Photo credit: Barthworks
3.) Myers Motors NmG
Suggested By: Bloviatron
Why It Failed: The electric car formerly known as the Corbin Sparrow got sold to Myers Motors and is now produced by them. They still have a 20-40 mile range and top speed around 70 mph. The car comes in two body styles, the original coupe and a larger cargo version originally designed as a Domino's Pizza delivery vehicle, nicknamed "Pizza Butt." You may also recognize them from the Austin Powers movie Goldmember. Or just from looking ridiculous.
2.) Dodge Circuit EV
Suggested By: HoSway01
Why It Failed: The Circuit EV debuted at the 2009 North American Auto Show as a part of Dodge's plan for a big comeback. It had an electric motor that produced 268 horsepower and could run for between 150 and 200 miles between recharges. It was based on a Lotus Europa, and it looked pretty cool. It was supposed to be on the road by 2010. But then Fiat came along and quite literally pulled the plug, dropping it from their product plan.
1.) General Motors EV1
Suggested By: RossLH
Why It Failed: The EV1 only failed because General Motors made it fail.

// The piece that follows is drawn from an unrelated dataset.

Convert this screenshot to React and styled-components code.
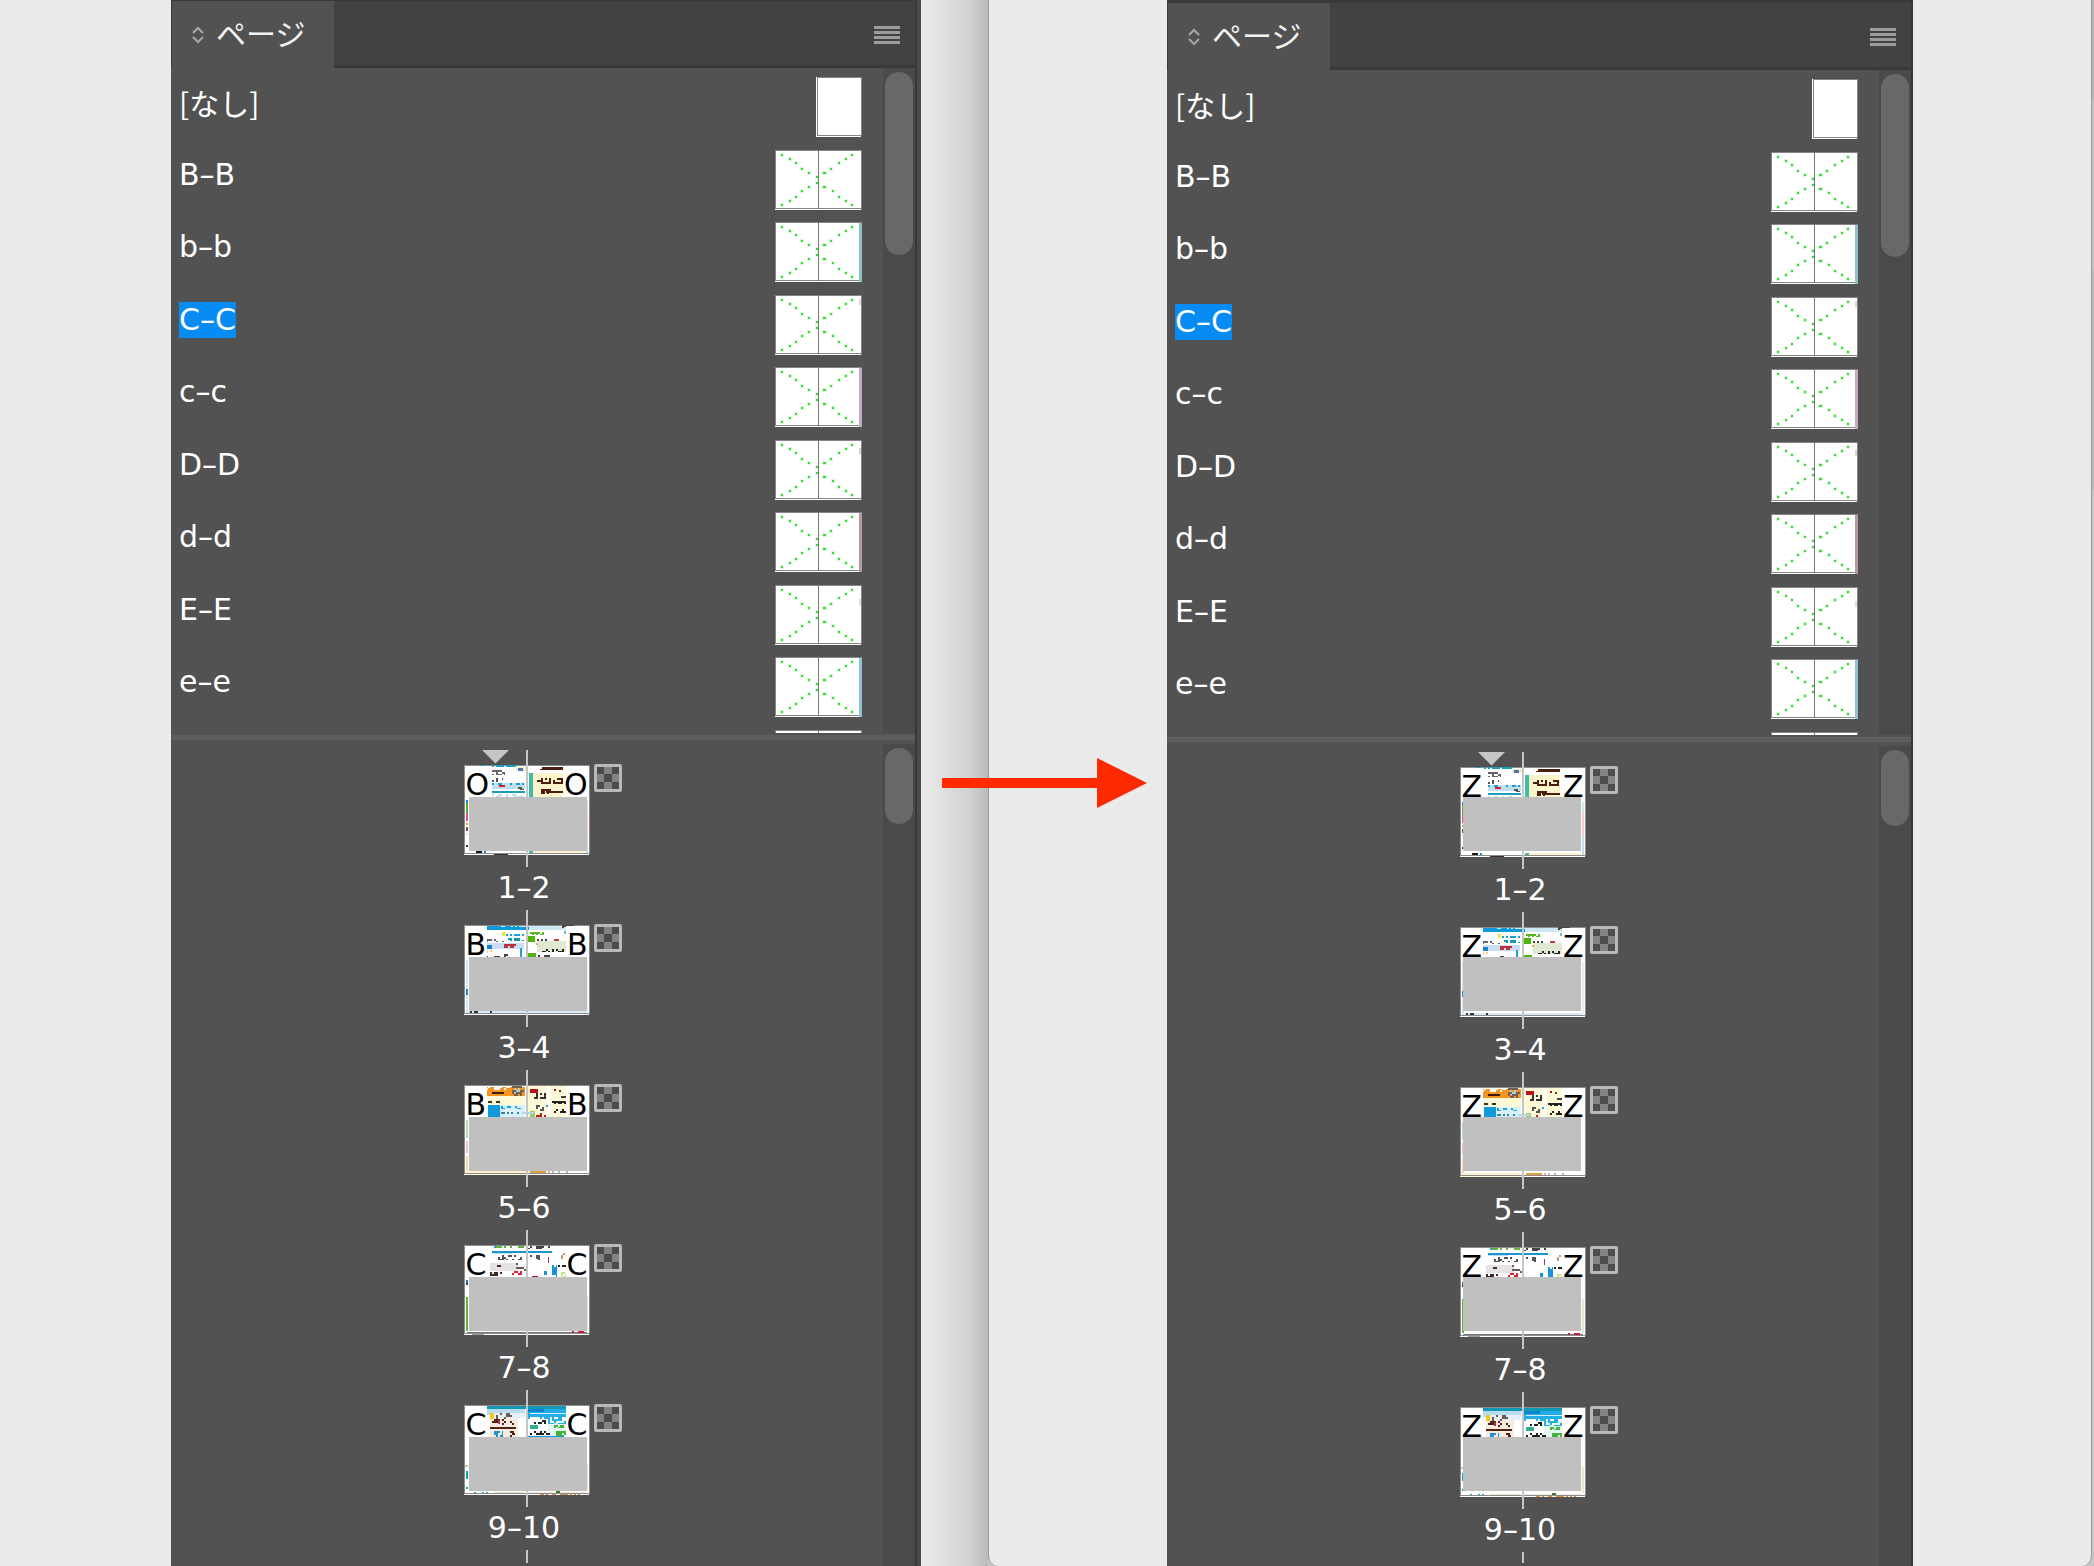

It's a sad story, and one that we've heard before. GM developed this killer little electric car, put it out into the wild for lease only in parts of California and Phoenix, Arizona, let it run around freely for six years, and then in 2002 brought them all back to the factory and either crushed them or deactivated a handful for museums. Why did GM do it? They claim liability and spare parts problems. Enthusiasts claim anger from the oil industry. All we know is, it's kind of a shame.